Without the wisdom of experience, young people use humiliation, abuse, and endangerment to produce a story, a secret, a heightened common experience that creates the sense of bonding that they seek. Yet hazing is more destructive to human relationships than constructive, because it relies on substance abuse and other behaviors that are self-destructive, socially offensive, isolating, uncooperative, aggressive, hurtful, or disruptive at the expense of civility, integrity, respect, responsibility, cooperation, and compassion. The social, as well as personal, price of hazing outweighs the results-unnecessarily so. We can learn to bond and challenge each other in socially and personally constructive ways.

Many people ask, "But isn't some hazing good? Kids will be kids, isn't some of this just horsing around? Doesn't hazing help people from becoming too proud?" Some of it may be; however, more often than not (56%) of those subjected to humiliating hazing were also expected to engage in substance abuse, potentially illegal, or other dangerous acts. Humiliating hazing behaviors are a clear warning flag that more serious hazing behaviors may be involved.

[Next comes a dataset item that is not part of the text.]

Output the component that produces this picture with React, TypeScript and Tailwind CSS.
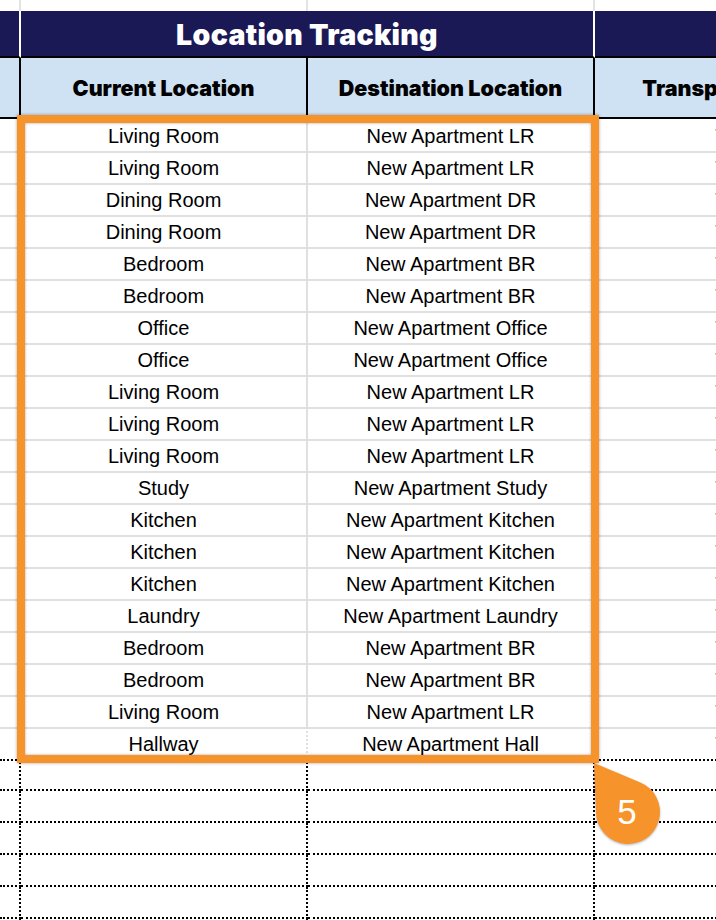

Hazing is hazing, regardless of one's willingness to participate. Expecting someone to do something in order to be accepted by a group is different from engaging in that behavior of one's own choice. For example, being told what, when, and where to get a tattoo is different than deciding on one's own to get a tattoo. The urge to belong and prove one's self is so strong among adolescents, that they will submit to unreasonable and even illegal demands imposed by others.

Based on the findings of this study, several areas of concern arose:

  1. Students often felt adults condone hazing. Students are significantly more apt to be involved in hazing activities if they knew an adult who had been hazed, and they felt hazing was socially acceptable, an attitude they most likely acquire from the adults with whom they interact. Students' reasons for participating in hazing included thinking, "Adults made me feel there was no choice." Students often said they would not report hazing because "There was no one to tell" or "Adults won't know how to handle it." Students' perceptions, accurate or not, of adults' attitudes greatly influence their behavior. It is still our responsibility as a community to keep our high school youth safe. We need to send them clear messages-hazing is not safe, acceptable, or necessary. We also need to provide leadership, offer examples of how we respond to events going on around them, and pay attention to the world that young people find themselves in.
  2. Students often do not see hazing as a problem. Only half of the students involved in substance abuse and illegal acts as part of being accepted into a group perceived their activities as hazing. Although many students who were hazed reported negative consequences of hazing (71%) and negative feelings (73%), 60 percent also reported positive feelings. The second most common reason students would not report hazing is the "It's not a problem; sometimes accidents happen." Students are not aware of anti-hazing laws. Encouraging, however, is the fact 98 percent believe that dangerous hazing was not good and 86 percent think that humiliating hazing was not good. This suggests that education about hazing and the danger involved might be effective.
  3. Religious institutions face high levels of hazing themselves. The level of hazing for church groups was surprising. Not only did a quarter of the students belonging to church groups report involvement in hazing behaviors, they were more apt to be involved with dangerous hazing activities than students in other groups, except gangs, fraternities and cheerleaders. At the same time they were involved in more positive initiation activities as well. This is troubling, since our strategies to prevent hazing are to provide alternative, positive initiation and strong messages about the dangers of humiliation, substance abuse, and violence. Much more research into the reasons for and dynamics of hazing in church groups in the United States is needed.
  4. Students often see hazing as "fun and exciting." The primary reason students gave for engaging in hazing was that it was "fun and exciting." America is obsessed with fun. Being fun is a primary justification for doing just about anything. Fun equates with being worth it. A huge entertainment industry markets violence directly to our youth as being "fun." The Christian Science Monitor (July 21, 2000) reported that the $8.9 billion video game industry has now surpassed the movie industry in terms of domestic revenue. They note: "A study that appeared in the April issue of The Journal of Personality and Social Psychology found that violent video game play is related to aggressive behavior and delinquency. It also suggested that the games may be more harmful to adolescents than either violent TV shows or movies, because players identify with the aggressor, actively participate in the violence, and become seemingly addicted to the games." Hazing, particularly dangerous hazing, includes aggressive behaviors. As a society we invest billions of dollars in selling pain-free experiences of violence to youth under the label of "fun." Our youth gain a highly cultivated repertoire of violence in the process.
  5. Hazing begins young and can continue throughout life. Many students are exposed to hazing at a young age. Six percent of all students responding and a quarter of the students who perceived that they were hazed in high school (24.3%) indicated they were hazed before they were teenagers. Nearly half reported being subjected to some form of hazing activities in high school and nearly a third reported being subjected to potentially illegal hazing activities in high school. Although humiliation and substance abuse increase dramatically from high school to college athletes, dangerous hazing is well established before college: 22 percent of all high school students reported involvement in these behaviors as opposed to 21 percent of college athletes. This basic level of dangerous hazing meets with significantly elevated levels of substance abuse hazing in college and a deadly combination is created.
  6. Adults working with youth should keep in mind that hazing experiences go with the student throughout life. Over half of the students in any organized high school group have probably experienced hazing for some group in their life (50-72%) and a third or more have been expected to commit potentially illegal acts in order to be part of a group (30-50%). These experience shape students' attitudes and expectations about groups.